Place centrale de la mère dans l’éducation des enfants
Dès leur plus jeune âge, une part importante des enfants sont à la seule charge de leur mère et vivent donc sans leur père : ils sont 1 sur 4 dans ce cas à moins de deux ans, contre 1 sur 10 en métropole. Une situation plus fréquente encore lorsque la mère n’est pas native de Mayotte, conséquence directe des conditions de
leur migration. Au-delà de la prise en charge familiale, le défi pour l’avenir des enfants est celui de leur scolarisation : elle demeure encore fortement déficitaire en raison du retard des équipements à l’origine d’une scolarité alternée pour 40 % des 7-10 ans d’après les résultats de l’enquête MFV.

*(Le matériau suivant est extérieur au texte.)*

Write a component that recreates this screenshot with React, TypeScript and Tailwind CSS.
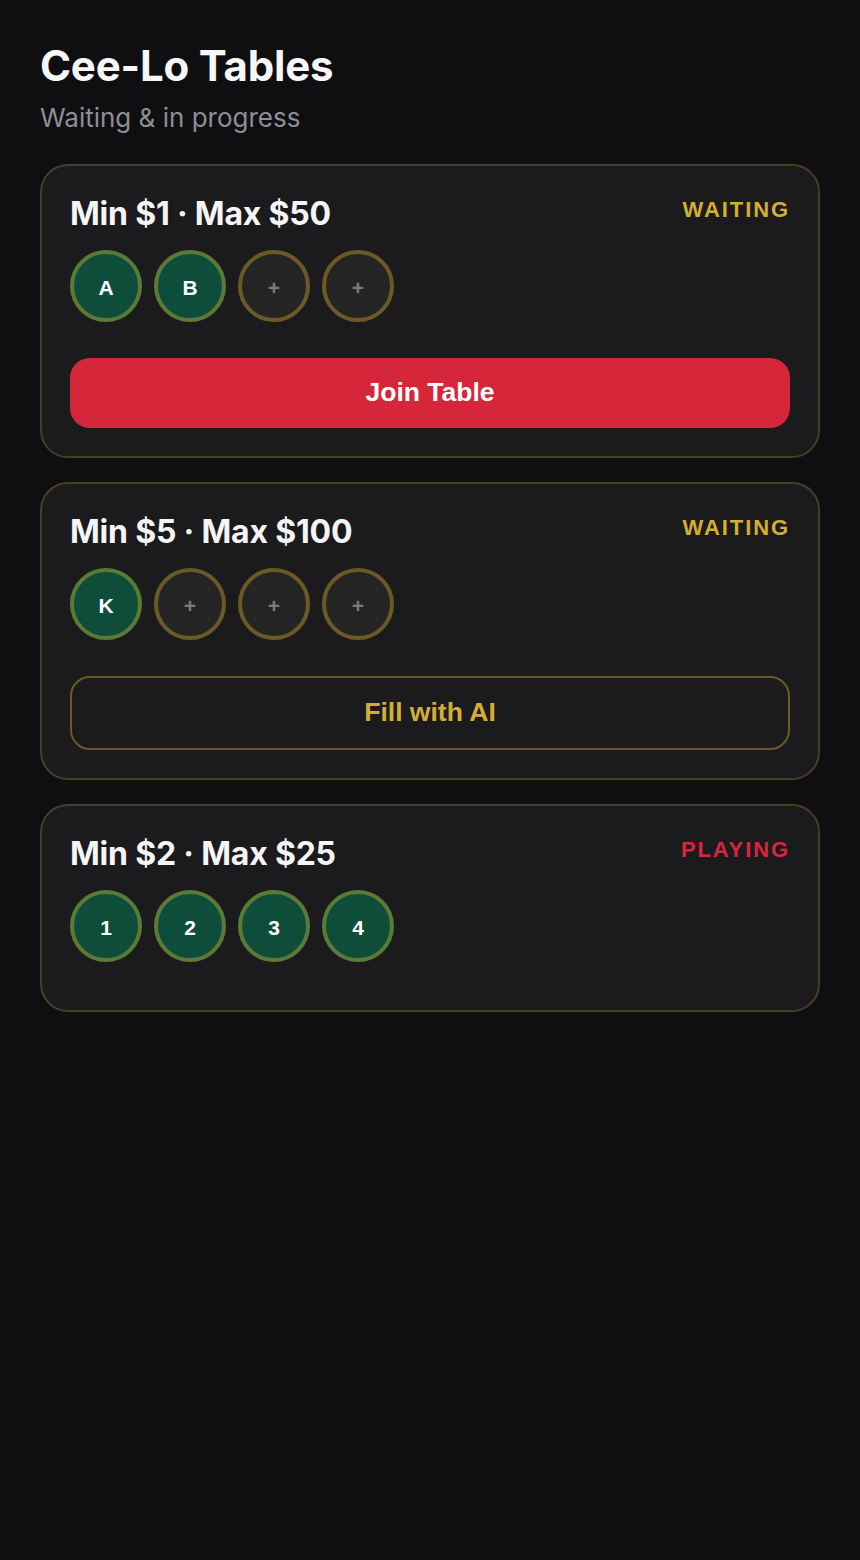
import React from 'react';

type Seat = { label: string | null };

interface Table {
  id: number;
  min: number;
  max: number;
  status: 'WAITING' | 'PLAYING';
  seats: Seat[];
  action: 'join' | 'fill' | null;
}

const tables: Table[] = [
  { id: 1, min: 1, max: 50, status: 'WAITING', seats: [{ label: 'A' }, { label: 'B' }, { label: null }, { label: null }], action: 'join' },
  { id: 2, min: 5, max: 100, status: 'WAITING', seats: [{ label: 'K' }, { label: null }, { label: null }, { label: null }], action: 'fill' },
  { id: 3, min: 2, max: 25, status: 'PLAYING', seats: [{ label: '1' }, { label: '2' }, { label: '3' }, { label: '4' }], action: null },
];

const SeatChip: React.FC<{ seat: Seat }> = ({ seat }) => {
  if (seat.label) {
    return (
      <div className="w-[72px] h-[72px] pt-[3px] rounded-full border-4 border-[#5b7a35] bg-[#0e4d3a] flex items-center justify-center text-white font-bold text-[21px] font-['Liberation_Sans',Arial,sans-serif]">
        {seat.label}
      </div>
    );
  }
  return (
    <div className="w-[72px] h-[72px] pt-[3px] rounded-full border-4 border-[#6b5a25] bg-[#242424] flex items-center justify-center text-[#7c7c7c] font-bold text-[21px] font-['Liberation_Sans',Arial,sans-serif]">
      +
    </div>
  );
};

const TableCard: React.FC<{ table: Table }> = ({ table }) => {
  return (
    <div className="rounded-[28px] border-2 border-[#4a3f22] bg-[#1b1b1d] px-[28px] pt-[28px] pb-[28px]">
      <div className="flex items-start justify-between">
        <h2 className="pt-[2px] text-[32px] leading-[36px] font-bold text-[#f5f5f7] tracking-[-0.2px]">
          Min ${table.min} · Max ${table.max}
        </h2>
        <span
          className={`mt-[2px] text-[22px] leading-[28px] font-bold tracking-[1.9px] font-['Liberation_Sans',Arial,sans-serif] ${
            table.status === 'PLAYING' ? 'text-[#d7263d]' : 'text-[#d4ad35]'
          }`}
        >
          {table.status}
        </span>
      </div>

      <div className="mt-[18px] mb-[18px] flex gap-[12px]">
        {table.seats.map((s, i) => (
          <SeatChip key={i} seat={s} />
        ))}
      </div>

      {table.action === 'join' && (
        <button className="mt-[18px] w-full h-[70px] rounded-[20px] bg-[#d6273a] text-white text-[26.5px] font-bold font-['Liberation_Sans',Arial,sans-serif]">
          Join Table
        </button>
      )}
      {table.action === 'fill' && (
        <button className="mt-[18px] w-full h-[74px] rounded-[20px] border-2 border-[#6b5a25] bg-transparent text-[#d4ad35] text-[26.5px] font-bold font-['Liberation_Sans',Arial,sans-serif]">
          Fill with AI
        </button>
      )}
      {table.action === null && <div className="h-[2px]" />}
    </div>
  );
};

export default function App() {
  return (
    <div className="min-h-[1560px] bg-[#0f0f11] font-['Inter',sans-serif] px-[40px] pt-[40px]">
      <h1 className="text-[42px] leading-[52px] font-bold text-[#f7f7f9] tracking-[-0.2px]">Cee-Lo Tables</h1>
      <p className="mt-[10px] text-[26px] leading-[32px] text-[#8e8e93]">Waiting &amp; in progress</p>

      <div className="mt-[30px] flex flex-col gap-[24px]">
        {tables.map((t) => (
          <TableCard key={t.id} table={t} />
        ))}
      </div>
    </div>
  );
}
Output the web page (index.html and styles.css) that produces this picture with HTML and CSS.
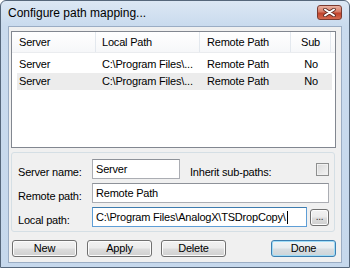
FILE: index.html
```html
<!DOCTYPE html>
<html>
<head>
  <meta charset="UTF-8">
  <title>Configure path mapping...</title>
  <link rel="stylesheet" href="styles.css">
</head>
<body>
  <div class="window">
    <div class="titlebar">
      <div class="title">Configure path mapping...</div>
      <div class="close-btn">
        <svg width="13" height="9" viewBox="0 0 13 9">
          <path d="M2 1.5 L11 7.5 M11 1.5 L2 7.5" stroke="#5a2a22" stroke-width="3.6" stroke-linecap="round"/>
          <path d="M2 1.5 L11 7.5 M11 1.5 L2 7.5" stroke="#ffffff" stroke-width="2" stroke-linecap="round"/>
        </svg>
      </div>
    </div>

    <div class="client">
      <div class="list">
        <div class="list-head">
          <div class="col col-server">Server</div>
          <div class="col col-local">Local Path</div>
          <div class="col col-remote">Remote Path</div>
          <div class="col col-sub">Sub</div>
        </div>
        <div class="list-body">
          <div class="list-row">
            <div class="cell cell-server">Server</div>
            <div class="cell cell-local">C:\Program Files\...</div>
            <div class="cell cell-remote">Remote Path</div>
            <div class="cell cell-sub">No</div>
          </div>
          <div class="list-row selected">
            <div class="cell cell-server">Server</div>
            <div class="cell cell-local">C:\Program Files\...</div>
            <div class="cell cell-remote">Remote Path</div>
            <div class="cell cell-sub">No</div>
          </div>
        </div>
      </div>

      <div class="group">
        <div class="form-row">
          <div class="label">Server name:</div>
          <div class="input input-short">Server</div>
          <div class="label label-inherit">Inherit sub-paths:</div>
          <div class="checkbox"></div>
        </div>
        <div class="form-row">
          <div class="label">Remote path:</div>
          <div class="input">Remote Path</div>
        </div>
        <div class="form-row">
          <div class="label">Local path:</div>
          <div class="input focused">C:\Program Files\AnalogX\TSDropCopy\<span class="caret"></span></div>
          <div class="btn btn-browse">...</div>
        </div>
      </div>

      <div class="buttons">
        <div class="btn btn-main">New</div>
        <div class="btn btn-main">Apply</div>
        <div class="btn btn-main btn-delete">Delete</div>
        <div class="btn btn-main btn-done">Done</div>
      </div>
    </div>
  </div>
</body>
</html>
```

FILE: styles.css
```css
body {
  margin: 0;
  padding: 0;
  width: 350px;
  height: 268px;
  overflow: hidden;
  background: #ffffff;
  font-family: 'Liberation Sans', Arial, sans-serif;
  font-size: 11px;
  letter-spacing: -0.2px;
  color: #000000;
}

.window {
  width: 350px;
  height: 268px;
  box-sizing: border-box;
  border: 1px solid #56677b;
  border-radius: 6px 6px 0 0;
  background: linear-gradient(#dce7f4, #cadbee 24px, #c6d8ec);
  padding: 0 7px 4px 7px;
  display: flex;
  flex-direction: column;
}

/* Title bar */
.titlebar {
  height: 25px;
  flex-shrink: 0;
  display: flex;
  align-items: flex-start;
  justify-content: space-between;
}

.title {
  font-size: 12px;
  letter-spacing: 0;
  line-height: 14px;
  margin-top: 5px;
}

.close-btn {
  width: 25px;
  height: 15px;
  margin-top: 4px;
  box-sizing: border-box;
  border: 1px solid #7a3a30;
  border-radius: 3px;
  background: linear-gradient(#eab3a4, #d77a64 45%, #c0432c 55%, #d56a4f);
  display: flex;
  align-items: center;
  justify-content: center;
}

/* Client area */
.client {
  flex: 1;
  background: #f0f0f0;
  border: 1px solid #9badc4;
  padding: 4px 5px 0 2px;
  display: flex;
  flex-direction: column;
}

/* List view */
.list {
  height: 117px;
  box-sizing: border-box;
  border: 1px solid #828790;
  background: #ffffff;
  flex-shrink: 0;
}

.list-head {
  display: flex;
  height: 21px;
  box-sizing: border-box;
  background: linear-gradient(#ffffff, #f6f7f9);
  border-bottom: 1px solid #eaecef;
}

.col {
  box-sizing: border-box;
  line-height: 20px;
  border-right: 1px solid #e3e8ee;
  white-space: nowrap;
}

.col-server { width: 84px; padding-left: 7px; }
.col-local { width: 104px; padding-left: 6px; }
.col-remote { width: 91px; padding-left: 7px; }
.col-sub { width: 40px; text-align: center; }

.list-body {
  padding: 3px 3px 0 5px;
}

.list-row {
  display: flex;
  height: 17px;
  line-height: 17px;
}

.list-row.selected {
  background: #ececec;
}

.cell {
  box-sizing: border-box;
  white-space: nowrap;
}

.cell-server { width: 79px; padding-left: 2px; }
.cell-local { width: 104px; padding-left: 6px; }
.cell-remote { width: 91px; padding-left: 7px; }
.cell-sub { width: 40px; text-align: center; }

/* Group box */
.group {
  margin-top: 4px;
  margin-right: 1px;
  border: 1px solid #d5dfe5;
  border-radius: 3px;
  padding: 6px 5px 4px 6px;
  display: flex;
  flex-direction: column;
  gap: 4px;
}

.form-row {
  display: flex;
  align-items: center;
  height: 20px;
}

.label {
  width: 74px;
  flex-shrink: 0;
  line-height: 13px;
  align-self: flex-end;
  white-space: nowrap;
}

.label-inherit {
  width: auto;
  margin-left: 10px;
}

.input {
  flex: 1;
  height: 20px;
  box-sizing: border-box;
  border: 1px solid #abadb3;
  border-top-color: #8e9299;
  background: #ffffff;
  padding-left: 3px;
  line-height: 18px;
  white-space: nowrap;
  overflow: hidden;
  display: flex;
  align-items: center;
}

.input-short {
  flex: none;
  width: 88px;
}

.input.focused {
  border-color: #5e9ed6;
  border-top-color: #3d7bad;
}

.caret {
  display: inline-block;
  width: 1px;
  height: 13px;
  background: #000000;
  margin-left: 1px;
}

.checkbox {
  width: 13px;
  height: 13px;
  box-sizing: border-box;
  margin-left: auto;
  align-self: flex-end;
  margin-bottom: 3px;
  border: 1px solid #8e8f8f;
  background: linear-gradient(135deg, #d8d8d8, #f4f4f4);
  box-shadow: inset 0 0 0 1px #f0f0f0;
}

/* Buttons */
.btn {
  box-sizing: border-box;
  border: 1px solid #707070;
  border-radius: 3px;
  background: linear-gradient(#f2f2f2, #ebebeb 48%, #dddddd 52%, #cfcfcf);
  box-shadow: inset 0 0 0 1px #fcfcfc;
  text-align: center;
  white-space: nowrap;
}

.btn-browse {
  width: 19px;
  height: 17px;
  margin-left: 3px;
  line-height: 13px;
  font-size: 10px;
  color: #333333;
}

.buttons {
  display: flex;
  margin-top: 8px;
  padding-left: 1px;
  gap: 10px;
}

.btn-main {
  width: 65px;
  height: 17px;
  line-height: 15px;
}

.btn-delete {
  margin-left: -1px;
}

.btn-done {
  margin-left: auto;
  border-color: #3c7fb1;
  box-shadow: inset 0 0 0 1px #9fdcf7;
  background: linear-gradient(#f0f4f6, #e7ecef 48%, #d8dee2 52%, #cdd4d8);
}
```
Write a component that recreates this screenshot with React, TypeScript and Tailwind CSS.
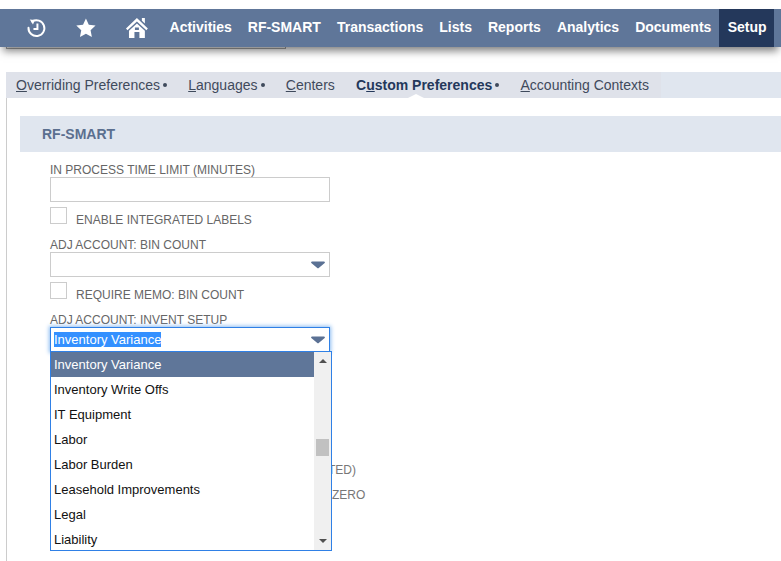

Une solidarité intergénérationnelle très vive
La solidarité à l’égard des proches, et singulièrement l’aide financière, apparaît plus intense à Mayotte que dans les autres DOM. Pour l’essentiel, cette aide financière régulière se limite à la sphère familiale, en direction des parents et singulièrement de la mère. Elle est aussi davantage le fait des hommes que des femmes, en raison principalement du sous-emploi de ces dernières. Dans un contexte de grande pauvreté où 20 % des adultes déclarent ne pouvoir s’en sortir sans soutien financier, cette solidarité apparait comme un élément essentiel de la cohésion sociale. Pour les immigrants, cette aide s’adresse pour partie à des proches résidant hors du département.
Cet apport financier se complète de contributions non-financières régulières tout aussi importantes, notamment sous la forme de « garde d’enfant » tant par les plus âgés non actifs que par les jeunes sans-emploi. Si Mayotte ne compte que 4 % de seniors de 60 ans et plus, ces derniers bénéficient largement du soutien non-financier de leur(s) proche(s) pour diverses tâches de la vie quotidienne, notamment les formalités administratives et les tâches ménagères.